Small favor and small notice these works secured from the public, which found more edification in the drunken courtship and brutal squabbles of "the First Gentleman of Europe" than in Songs of Innocence or Sculptures for Eternity. The poet's own friends constituted his public, and patronized him to the extent of their power. The volume of Songs he sold for thirty shillings and two guineas. Afterwards, with the delicate and loving design of helping the artist, who would receive help in no other way, five and even ten guineas were paid, for which sum he could hardly do enough, finishing off each picture like a miniature. One solitary patron he had, Mr.
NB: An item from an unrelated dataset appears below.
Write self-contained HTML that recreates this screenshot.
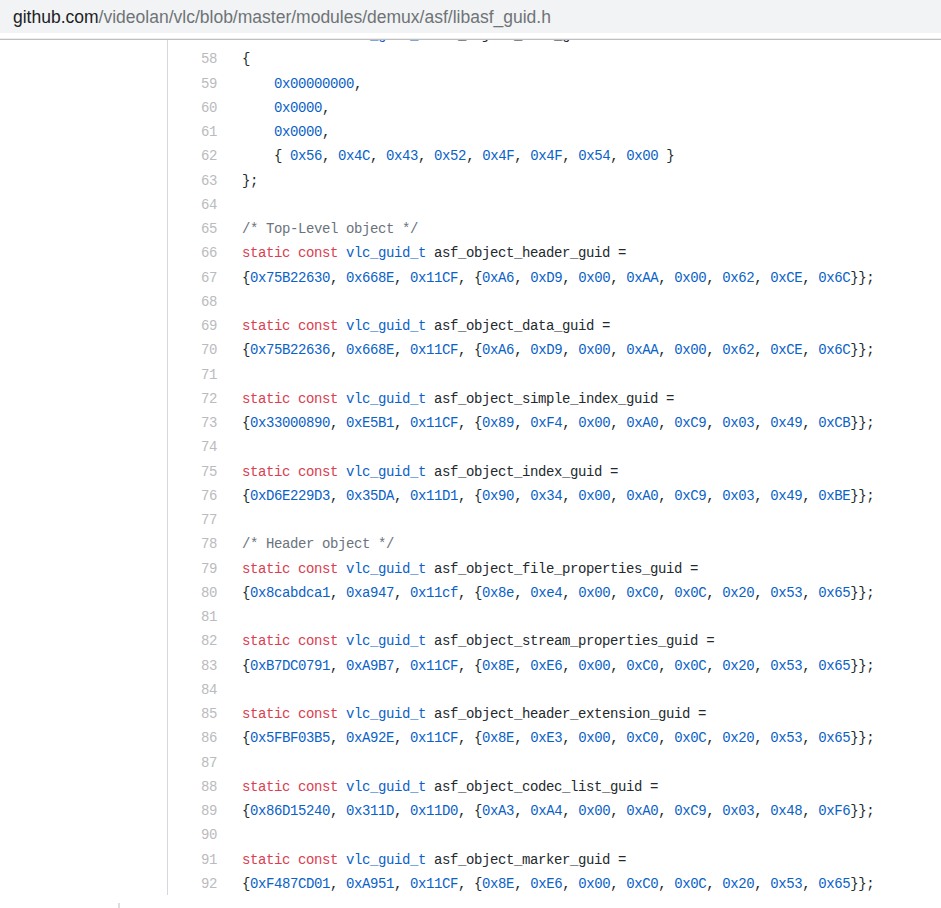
<!DOCTYPE html>
<html><head><meta charset="utf-8">
<style>
html,body{margin:0;padding:0;background:#fff;width:941px;height:908px;overflow:hidden;position:relative}
#bar{position:absolute;left:0;top:0;width:941px;height:33px;background:#f1f3f4;font-family:"Liberation Sans",sans-serif;font-size:17.5px;color:#6f7377;white-space:nowrap}
#bar span.u{position:absolute;left:13px;top:7px}
#bar b{font-weight:normal;color:#202124}
#sep{position:absolute;left:0;top:39px;width:941px;height:1px;background:#bfbec1;box-shadow:0 -1px 0 #ededed}
#code{position:absolute;left:0;top:40px;width:941px;height:868px;overflow:hidden}
#vl{position:absolute;left:167px;top:40px;width:1px;height:855px;background:#d5d8dd}
#vl2{position:absolute;left:118px;top:903px;width:2px;height:5px;background:#dcdee1}
#lines{position:absolute;left:0;top:-17px;font-family:"Liberation Mono",monospace;font-size:14px;letter-spacing:-0.4px;line-height:24.26px;}
.r{height:24.26px;position:relative}
.n{position:absolute;width:40px;text-align:right;color:#babbbd}
.n{left:177px}
.t{position:absolute;left:242px;color:#24292e;white-space:pre}
i{font-style:normal}
.k{color:#d9404f}
.b{color:#0a62c8}
.c{color:#6a737d}
</style></head><body>
<div id="code"><div id="lines">
<div class="r"><span class="n">57</span><span class="t"><i class="k">static</i> <i class="k">const</i> <i class="b">vlc_guid_t</i> asf_object_null_guid =</span></div><div class="r"><span class="n">58</span><span class="t">{</span></div><div class="r"><span class="n">59</span><span class="t">    <i class="b">0x00000000</i>,</span></div><div class="r"><span class="n">60</span><span class="t">    <i class="b">0x0000</i>,</span></div><div class="r"><span class="n">61</span><span class="t">    <i class="b">0x0000</i>,</span></div><div class="r"><span class="n">62</span><span class="t">    { <i class="b">0x56</i>, <i class="b">0x4C</i>, <i class="b">0x43</i>, <i class="b">0x52</i>, <i class="b">0x4F</i>, <i class="b">0x4F</i>, <i class="b">0x54</i>, <i class="b">0x00</i> }</span></div><div class="r"><span class="n">63</span><span class="t">};</span></div><div class="r"><span class="n">64</span><span class="t"></span></div><div class="r"><span class="n">65</span><span class="t"><i class="c">/* Top-Level object */</i></span></div><div class="r"><span class="n">66</span><span class="t"><i class="k">static</i> <i class="k">const</i> <i class="b">vlc_guid_t</i> asf_object_header_guid =</span></div><div class="r"><span class="n">67</span><span class="t">{<i class="b">0x75B22630</i>, <i class="b">0x668E</i>, <i class="b">0x11CF</i>, {<i class="b">0xA6</i>, <i class="b">0xD9</i>, <i class="b">0x00</i>, <i class="b">0xAA</i>, <i class="b">0x00</i>, <i class="b">0x62</i>, <i class="b">0xCE</i>, <i class="b">0x6C</i>}};</span></div><div class="r"><span class="n">68</span><span class="t"></span></div><div class="r"><span class="n">69</span><span class="t"><i class="k">static</i> <i class="k">const</i> <i class="b">vlc_guid_t</i> asf_object_data_guid =</span></div><div class="r"><span class="n">70</span><span class="t">{<i class="b">0x75B22636</i>, <i class="b">0x668E</i>, <i class="b">0x11CF</i>, {<i class="b">0xA6</i>, <i class="b">0xD9</i>, <i class="b">0x00</i>, <i class="b">0xAA</i>, <i class="b">0x00</i>, <i class="b">0x62</i>, <i class="b">0xCE</i>, <i class="b">0x6C</i>}};</span></div><div class="r"><span class="n">71</span><span class="t"></span></div><div class="r"><span class="n">72</span><span class="t"><i class="k">static</i> <i class="k">const</i> <i class="b">vlc_guid_t</i> asf_object_simple_index_guid =</span></div><div class="r"><span class="n">73</span><span class="t">{<i class="b">0x33000890</i>, <i class="b">0xE5B1</i>, <i class="b">0x11CF</i>, {<i class="b">0x89</i>, <i class="b">0xF4</i>, <i class="b">0x00</i>, <i class="b">0xA0</i>, <i class="b">0xC9</i>, <i class="b">0x03</i>, <i class="b">0x49</i>, <i class="b">0xCB</i>}};</span></div><div class="r"><span class="n">74</span><span class="t"></span></div><div class="r"><span class="n">75</span><span class="t"><i class="k">static</i> <i class="k">const</i> <i class="b">vlc_guid_t</i> asf_object_index_guid =</span></div><div class="r"><span class="n">76</span><span class="t">{<i class="b">0xD6E229D3</i>, <i class="b">0x35DA</i>, <i class="b">0x11D1</i>, {<i class="b">0x90</i>, <i class="b">0x34</i>, <i class="b">0x00</i>, <i class="b">0xA0</i>, <i class="b">0xC9</i>, <i class="b">0x03</i>, <i class="b">0x49</i>, <i class="b">0xBE</i>}};</span></div><div class="r"><span class="n">77</span><span class="t"></span></div><div class="r"><span class="n">78</span><span class="t"><i class="c">/* Header object */</i></span></div><div class="r"><span class="n">79</span><span class="t"><i class="k">static</i> <i class="k">const</i> <i class="b">vlc_guid_t</i> asf_object_file_properties_guid =</span></div><div class="r"><span class="n">80</span><span class="t">{<i class="b">0x8cabdca1</i>, <i class="b">0xa947</i>, <i class="b">0x11cf</i>, {<i class="b">0x8e</i>, <i class="b">0xe4</i>, <i class="b">0x00</i>, <i class="b">0xC0</i>, <i class="b">0x0C</i>, <i class="b">0x20</i>, <i class="b">0x53</i>, <i class="b">0x65</i>}};</span></div><div class="r"><span class="n">81</span><span class="t"></span></div><div class="r"><span class="n">82</span><span class="t"><i class="k">static</i> <i class="k">const</i> <i class="b">vlc_guid_t</i> asf_object_stream_properties_guid =</span></div><div class="r"><span class="n">83</span><span class="t">{<i class="b">0xB7DC0791</i>, <i class="b">0xA9B7</i>, <i class="b">0x11CF</i>, {<i class="b">0x8E</i>, <i class="b">0xE6</i>, <i class="b">0x00</i>, <i class="b">0xC0</i>, <i class="b">0x0C</i>, <i class="b">0x20</i>, <i class="b">0x53</i>, <i class="b">0x65</i>}};</span></div><div class="r"><span class="n">84</span><span class="t"></span></div><div class="r"><span class="n">85</span><span class="t"><i class="k">static</i> <i class="k">const</i> <i class="b">vlc_guid_t</i> asf_object_header_extension_guid =</span></div><div class="r"><span class="n">86</span><span class="t">{<i class="b">0x5FBF03B5</i>, <i class="b">0xA92E</i>, <i class="b">0x11CF</i>, {<i class="b">0x8E</i>, <i class="b">0xE3</i>, <i class="b">0x00</i>, <i class="b">0xC0</i>, <i class="b">0x0C</i>, <i class="b">0x20</i>, <i class="b">0x53</i>, <i class="b">0x65</i>}};</span></div><div class="r"><span class="n">87</span><span class="t"></span></div><div class="r"><span class="n">88</span><span class="t"><i class="k">static</i> <i class="k">const</i> <i class="b">vlc_guid_t</i> asf_object_codec_list_guid =</span></div><div class="r"><span class="n">89</span><span class="t">{<i class="b">0x86D15240</i>, <i class="b">0x311D</i>, <i class="b">0x11D0</i>, {<i class="b">0xA3</i>, <i class="b">0xA4</i>, <i class="b">0x00</i>, <i class="b">0xA0</i>, <i class="b">0xC9</i>, <i class="b">0x03</i>, <i class="b">0x48</i>, <i class="b">0xF6</i>}};</span></div><div class="r"><span class="n">90</span><span class="t"></span></div><div class="r"><span class="n">91</span><span class="t"><i class="k">static</i> <i class="k">const</i> <i class="b">vlc_guid_t</i> asf_object_marker_guid =</span></div><div class="r"><span class="n">92</span><span class="t">{<i class="b">0xF487CD01</i>, <i class="b">0xA951</i>, <i class="b">0x11CF</i>, {<i class="b">0x8E</i>, <i class="b">0xE6</i>, <i class="b">0x00</i>, <i class="b">0xC0</i>, <i class="b">0x0C</i>, <i class="b">0x20</i>, <i class="b">0x53</i>, <i class="b">0x65</i>}};</span></div>
</div></div>
<div id="bar"><span class="u"><b>github.com</b>/videolan/vlc/blob/master/modules/demux/asf/libasf_guid.h</span></div>
<div id="sep"></div>
<div id="vl"></div>
<div id="vl2"></div>
</body></html>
Thomas Butts, who, buying his pictures for thirty years, and turning his own house into "a perfect Blake Gallery, often supplied the painter with his sole means of subsistence." May he have his reward! Most pathetic is an anecdote related by Mr. H.C. Robinson, who found himself one morning sole visitor at an Exhibition which Blake had opened, on his own account, at his brother James's house. In view of the fact that he had bought four copies of the Descriptive Catalogue, Mr. Robinson inquired of James, the custodian, if he might not come again free. "Oh, yes! free as long an you live!" was the reply of the humble hosier, overjoyed at having so munificent a visitor, or a visitor at all.